Chapter One cooking has a simple rule: nothing is overstated, and so the food looks simple, all the better to hide the complexity of what the kitchen has gotten up to.
Mr Lewis is no ideologue, and one senses that for him the height of bad manners would be to show off. He cooks to make people happy, not to show what a smart guy he is.
The effect of such modesty is to magnify the experience of the chef’s table: eating here is one of the greatest experiences you can enjoy in any restaurant anywhere in the world.
The chef’s table offers 9 courses but, if we had been forced to cancel the evening after the first proper course – Japanese pearl tapioca with St Tola goat’s cheese and organic spinach, mushroom juice and Irish shiitake – I actually could have gone home happy. This dish is the most perfect nursery food ever made, and it hit every pleasure point. It’s one of the nicest things I have ever eaten.
How do you follow that? In Chapter One they tone things down a shade, so a little salad of Beechlawn Farm tomatoes with pickled dilisk is a moment of relief. But then the culinary tension goes up again with some charred cured mackerel and poached Clarenbridge oysters, and stays racked up with the next course of pig’s tail stuffed with Gubbeen bacon and lobster, a tour de force, and one of the restaurant’s best-known signature dishes.
Then Mr Lewis reins in the script: with a dish of John Dory and Castletownbere shrimp, he explains that the kitchen is trying to establish “the harmony of winter”, which explains the use of kale and Crown Prince pumpkin alongside the principal ingredients. We are closing off the second act, before the third act finale.
That begins with sika vension with parsnip and poached quince, with some sweet heart cabbage and a sauce of blackberries and elderberries. It’s a dish as beautifully plotted as a good drama, every element essential to the total effect the kitchen wants to achieve.

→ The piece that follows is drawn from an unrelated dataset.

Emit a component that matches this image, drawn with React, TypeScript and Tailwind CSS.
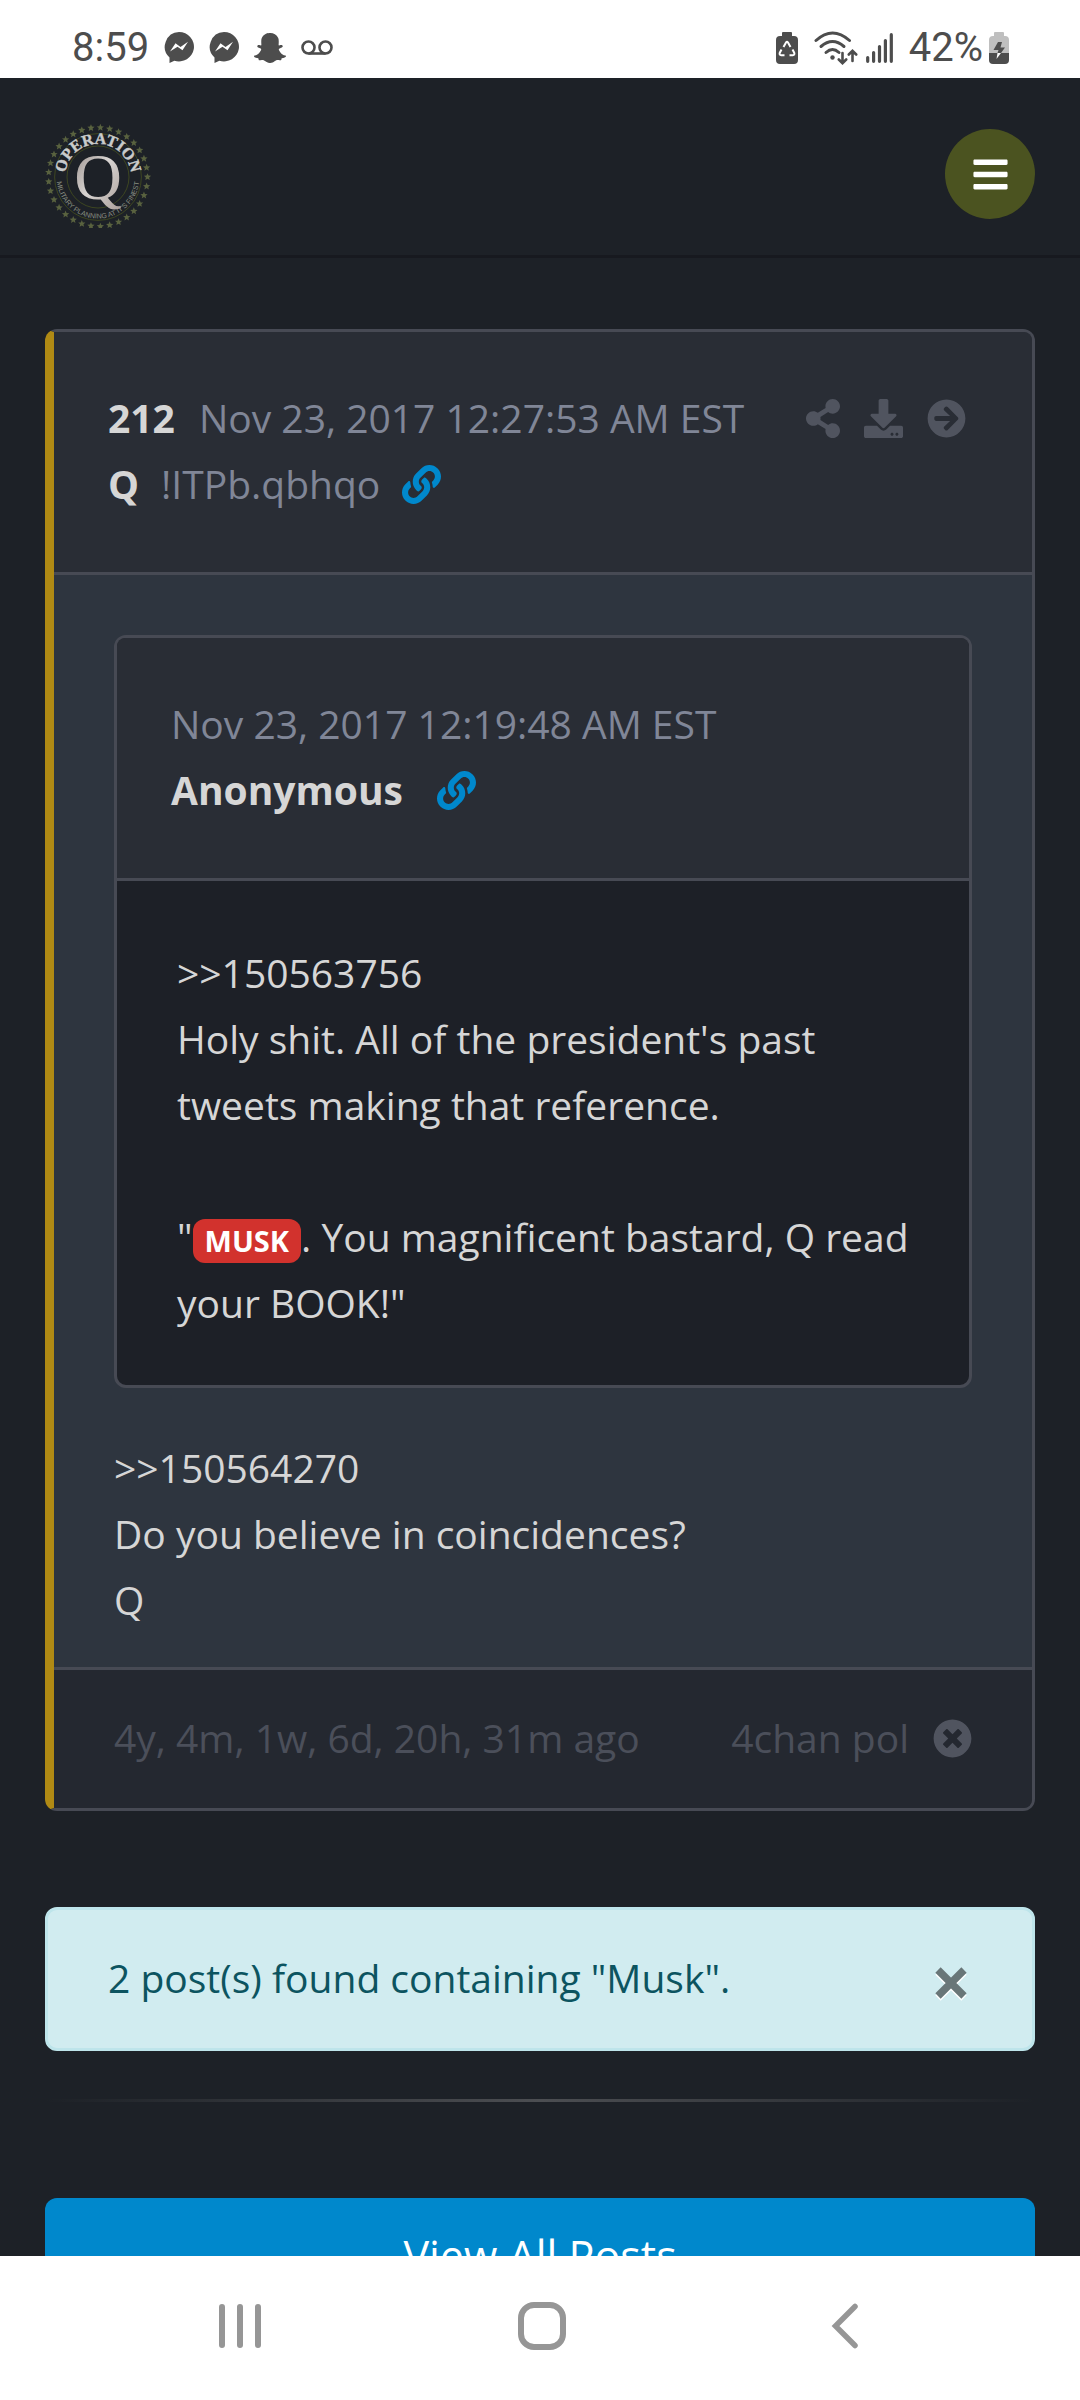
import { FaArrowCircleRight, FaBars, FaDownload, FaLink, FaShareAlt, FaSnapchatGhost, FaTimesCircle } from 'react-icons/fa'

const starCount = 33

function starPoints(cx: number, cy: number, r: number) {
  return Array.from({ length: 10 }, (_, i) => {
    const radius = i % 2 === 0 ? r : r * 0.45
    const a = (Math.PI / 5) * i - Math.PI / 2
    return `${(cx + radius * Math.cos(a)).toFixed(2)},${(cy + radius * Math.sin(a)).toFixed(2)}`
  }).join(' ')
}

function Logo() {
  return (
    <svg width="108" height="108" viewBox="0 0 108 108" aria-hidden="true">
      <defs>
        <path id="arc-top" d="M22 68.300A33 33 0 1 1 84 68.300" />
        <path id="arc-bottom" d="M14 42.800A41.500 41.500 0 1 0 92 42.800" />
        <linearGradient id="silver" x1="0" y1="0" x2="1" y2="1">
          <stop offset="0" stopColor="#8f8580" />
          <stop offset="0.5" stopColor="#d8d4d2" />
          <stop offset="1" stopColor="#a89c96" />
        </linearGradient>
      </defs>
      {Array.from({ length: starCount }, (_, i) => {
        const a = (2 * Math.PI * i) / starCount
        return <polygon key={i} points={starPoints(53 + 49.5 * Math.cos(a), 57 - 49.5 * Math.sin(a), 3.8)} fill="#59623f" />
      })}
      <circle cx="53" cy="57" r="43.4" fill="none" stroke="#3d4621" strokeWidth="1" />
      <circle cx="53" cy="57" r="31" fill="none" stroke="#3d4621" strokeWidth="1" />
      <text className="font-['Liberation_Serif',serif] text-[16px] font-bold" fill="#c9cbcb" stroke="#c9cbcb" strokeWidth="0.4" textAnchor="middle">
        <textPath href="#arc-top" startOffset="50%">OPERATION</textPath>
      </text>
      <text className="font-['Liberation_Sans_Narrow','Liberation_Sans',sans-serif] text-[7px]" fill="#8a8f82" textAnchor="middle">
        <textPath href="#arc-bottom" startOffset="50%">MILITARY PLANNING AT IT&apos;S FINEST</textPath>
      </text>
      <text x="53" y="79" className="font-['Liberation_Serif',serif] text-[66px]" fill="url(#silver)" textAnchor="middle">
        Q
      </text>
    </svg>
  )
}

function MessengerIcon() {
  return (
    <svg width="30" height="31" viewBox="0 0 30 31" aria-hidden="true">
      <path d="M15 0a15 14.700 0 1 1-4.600 28.700L5.500 31V25.600A14.800 14.800 0 0 1 15 0z" fill="#4d4d4d" />
      <path d="M6 19.500l5.500-8.200 5 3.600 7.500-5.200-5.500 8.600-5-3.600z" fill="#fff" />
    </svg>
  )
}

function VoicemailIcon() {
  return (
    <svg width="32" height="16" viewBox="0 0 32 16" fill="none" stroke="#4d4d4d" strokeWidth="2.600" aria-hidden="true">
      <circle cx="7.500" cy="7.500" r="6" />
      <circle cx="24.500" cy="7.500" r="6" />
      <path d="M7.500 13.500h17" />
    </svg>
  )
}

function BatterySaverIcon() {
  return (
    <svg width="22" height="32" viewBox="0 0 22 32" aria-hidden="true">
      <path d="M7 0h8q1 0 1 1v3h2q4 0 4 4v20q0 4-4 4H4q-4 0-4-4V8q0-4 4-4h2V1q0-1 1-1z" fill="#4d4d4d" />
      <g fill="none" stroke="#fff" strokeWidth="2">
        <path d="M7.500 15l2.500-4.500q1-1.500 2 0l2.500 4.500" />
        <path d="M16.500 17.500l1.700 3.200q.8 2.300-1.500 2.600h-3.200" />
        <path d="M5.500 17.500l-1.700 3.200q-.8 2.300 1.500 2.600h3.200" />
      </g>
    </svg>
  )
}

function WifiIcon() {
  return (
    <svg width="44" height="34" viewBox="0 0 44 34" fill="none" stroke="#4d4d4d" strokeWidth="3" strokeLinecap="round" aria-hidden="true">
      <path d="M2 9.500Q18.500-5.500 35.500 9.500" />
      <path d="M7 15.500q11.500-10 23 0" />
      <path d="M12 21.500q6.500-6 13 0" />
      <circle cx="18.500" cy="26.500" r="2.200" fill="#4d4d4d" stroke="none" />
      <path d="M28.500 22v9.500M24.800 28.500l3.700 3.700 3.700-3.700M38.500 30V20.500M34.800 23.500l3.700-3.700 3.700 3.700" strokeWidth="2.600" />
    </svg>
  )
}

function SignalIcon() {
  return (
    <svg width="27" height="30" viewBox="0 0 27 30" stroke="#4d4d4d" strokeWidth="3.200" strokeLinecap="round" aria-hidden="true">
      <path d="M1.700 24.500v3.800M7.600 19.500v8.800M13.500 13.500v14.800M19.400 7.500v20.800M25.300 1.700v26.600" />
    </svg>
  )
}

function BatteryIcon() {
  return (
    <svg width="20" height="32" viewBox="0 0 20 32" aria-hidden="true">
      <path d="M6 0h8q1 0 1 1v3h1q4 0 4 4v13H0V8q0-4 4-4h1V1q0-1 1-1z" fill="#bfbfbf" />
      <path d="M0 21h20v7q0 4-4 4H4q-4 0-4-4z" fill="#4d4d4d" />
      <path d="M9 10h4l-1.500 5.500H16L12 21H8.500l1-3H4.500z" fill="#4d4d4d" />
      <path d="M8.500 21H12l-4.500 6z" fill="#fff" />
    </svg>
  )
}

function StatusBar() {
  return (
    <div className="flex h-[78px] shrink-0 items-center justify-between bg-white pt-[17px] pr-[71px] pl-[72px] font-[Roboto,sans-serif] text-[40px] leading-none text-[#4d4d4d]">
      <div className="flex items-center gap-[15px]">
        <span>8:59</span>
        <MessengerIcon />
        <MessengerIcon />
        <FaSnapchatGhost size={32} />
        <VoicemailIcon />
      </div>
      <div className="flex items-center">
        <BatterySaverIcon />
        <span className="ml-4 flex">
          <WifiIcon />
        </span>
        <span className="mr-4 ml-2 flex">
          <SignalIcon />
        </span>
        <span className="mr-[6px]">42%</span>
        <BatteryIcon />
      </div>
    </div>
  )
}

function SiteHeader() {
  return (
    <header className="flex shrink-0 items-center justify-between border-b-3 border-[#17191f] px-[45px] pt-[42px] pb-[27px]">
      <a href="#home" aria-label="Home">
        <Logo />
      </a>
      <button type="button" aria-label="Menu" className="flex size-[90px] items-center justify-center rounded-full bg-[#4b5320] text-white">
        <FaBars size={39} />
      </button>
    </header>
  )
}

function QuotedPost() {
  return (
    <article className="rounded-xl border-3 border-[#474a54] bg-[#1d2027]">
      <header className="rounded-t-lg border-b-3 border-[#474a54] bg-[#292d35] px-[54px] pt-[53px] pb-[55px]">
        <time className="block text-[#808697]">Nov 23, 2017 12:19:48 AM EST</time>
        <div className="flex items-center gap-[34px]">
          <strong>Anonymous</strong>
          <a href="#quoted" aria-label="Link to quoted post" className="text-[#0088cc]">
            <FaLink size={39} />
          </a>
        </div>
      </header>
      <div className="pt-[59px] pr-[54px] pb-[49px] pl-[60px]">
        <p>&gt;&gt;150563756</p>
        <p>Holy shit. All of the president&apos;s past tweets making that reference.</p>
        <br />
        <p>
          &quot;
          <mark className="inline-block rounded-xl bg-[#d2322d] px-3 py-[7px] align-baseline text-[29px] leading-[30px] font-bold text-white">MUSK</mark>
          . You magnificent bastard, Q read your BOOK!&quot;
        </p>
      </div>
    </article>
  )
}

function Post() {
  return (
    <article className="rounded-xl border-3 border-l-9 border-[#474a54] border-l-[#b08a14] bg-[#2e353f]">
      <header className="flex items-start justify-between rounded-tr-lg border-b-3 border-[#474a54] bg-[#292d35] pt-[53px] pr-[66px] pb-[55px] pl-[54px]">
        <div>
          <div className="flex gap-6">
            <strong>212</strong>
            <time className="text-[#808697]">Nov 23, 2017 12:27:53 AM EST</time>
          </div>
          <div className="flex items-center gap-[22px]">
            <strong>Q</strong>
            <span className="text-[#808697]">!ITPb.qbhqo</span>
            <a href="#post-212" aria-label="Link to post" className="text-[#0088cc]">
              <FaLink size={39} />
            </a>
          </div>
        </div>
        <div className="flex h-[66px] items-center gap-6 text-[#50545f]">
          <button type="button" aria-label="Share">
            <FaShareAlt className="h-[39px] w-[34px]" />
          </button>
          <button type="button" aria-label="Download">
            <FaDownload size={39} />
          </button>
          <a href="#212" aria-label="Open post">
            <FaArrowCircleRight size={39} />
          </a>
        </div>
      </header>
      <div className="px-[60px] pt-[60px] pb-[34px]">
        <QuotedPost />
        <div className="mt-[47px]">
          <p>&gt;&gt;150564270</p>
          <p>Do you believe in coincidences?</p>
          <p>Q</p>
        </div>
      </div>
      <footer className="flex items-center justify-between rounded-br-lg border-t-3 border-[#474a54] bg-[#242830] px-[60px] pt-[35px] pb-[37px] text-[#4b4f5a]">
        <span>4y, 4m, 1w, 6d, 20h, 31m ago</span>
        <span className="flex items-center gap-6">
          4chan pol
          <FaTimesCircle size={39} className="text-[#50545f]" />
        </span>
      </footer>
    </article>
  )
}

function SearchAlert() {
  return (
    <div role="status" className="mt-24 flex items-center justify-between rounded-xl border-3 border-[#bee5eb] bg-[#d1ecf0] pt-[35px] pr-[65px] pb-[37px] pl-[60px] text-[#0c5460]">
      <span>2 post(s) found containing &quot;Musk&quot;.</span>
      <button type="button" aria-label="Close" className="pt-3">
        <svg width="32" height="34" viewBox="0 0 32 34" strokeWidth="7.500" aria-hidden="true">
          <path d="M3 5l26 26M29 5L3 31" stroke="#fff" />
          <path d="M3 3l26 26M29 3L3 29" stroke="#697678" />
        </svg>
      </button>
    </div>
  )
}

function NavBar() {
  return (
    <nav className="grid h-36 shrink-0 grid-cols-3 items-center bg-white pr-[84px] pl-[89px] pb-1">
      <button type="button" aria-label="Recent apps" className="flex justify-center">
        <svg width="42" height="46" viewBox="0 0 42 46" stroke="#969696" strokeWidth="6" strokeLinecap="round" aria-hidden="true">
          <path d="M3 4v38M21 4v38M39 4v38" />
        </svg>
      </button>
      <button type="button" aria-label="Home screen" className="flex justify-center">
        <svg width="48" height="48" viewBox="0 0 48 48" aria-hidden="true">
          <rect x="3" y="3" width="42" height="42" rx="13" fill="none" stroke="#969696" strokeWidth="6" />
        </svg>
      </button>
      <button type="button" aria-label="Back" className="flex justify-center">
        <svg width="28" height="46" viewBox="0 0 28 46" fill="none" stroke="#969696" strokeWidth="5.500" strokeLinecap="round" aria-hidden="true">
          <path d="M24 3.500L4.500 23 24 42.500" />
        </svg>
      </button>
    </nav>
  )
}

export default function App() {
  return (
    <div className="flex h-screen flex-col bg-[#1d2127] font-['Open_Sans',sans-serif] text-[39px] leading-[66px] text-[#d6d6d6]">
      <StatusBar />
      <SiteHeader />
      <main className="min-h-0 flex-1 overflow-hidden px-[45px] pt-[71px]">
        <Post />
        <SearchAlert />
        <hr className="mt-12 h-[3px] border-0 bg-linear-to-r from-transparent via-[#4c4e52] to-transparent" />
        <button type="button" className="mt-24 w-full rounded-xl bg-[#0088cc] px-9 py-[25px] text-[43px] text-white">
          View All Posts
        </button>
      </main>
      <NavBar />
    </div>
  )
}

The first dessert of malted banana ice cream with espresso sponge, Earl Grey tea ice and caramel powder is a delicious bait of flavours, but then comes the Leonard Cohen spot, the  “Hallelujah” moment that is announced on the menu simply as Milk and Honey.
This extraordinary creation is, in effect, a vertical concept of milk: there is burnt milk skin, there is milk crumb, milk wafers, milk brulée, yogurt and buttermilk, with a sauce that headlines Lannleire honey. The team have, in effect, ended where they started, with an intoxicating concept of nursery food: milk and honey for the Gods.
The chef’s table menu in Chapter One costs €100. If you ate this food in San Francisco, or Paris, it would cost €1000. Mr Lewis and his team deliver one of the great cultural experiences of modern Ireland, an experience that “is all energy.”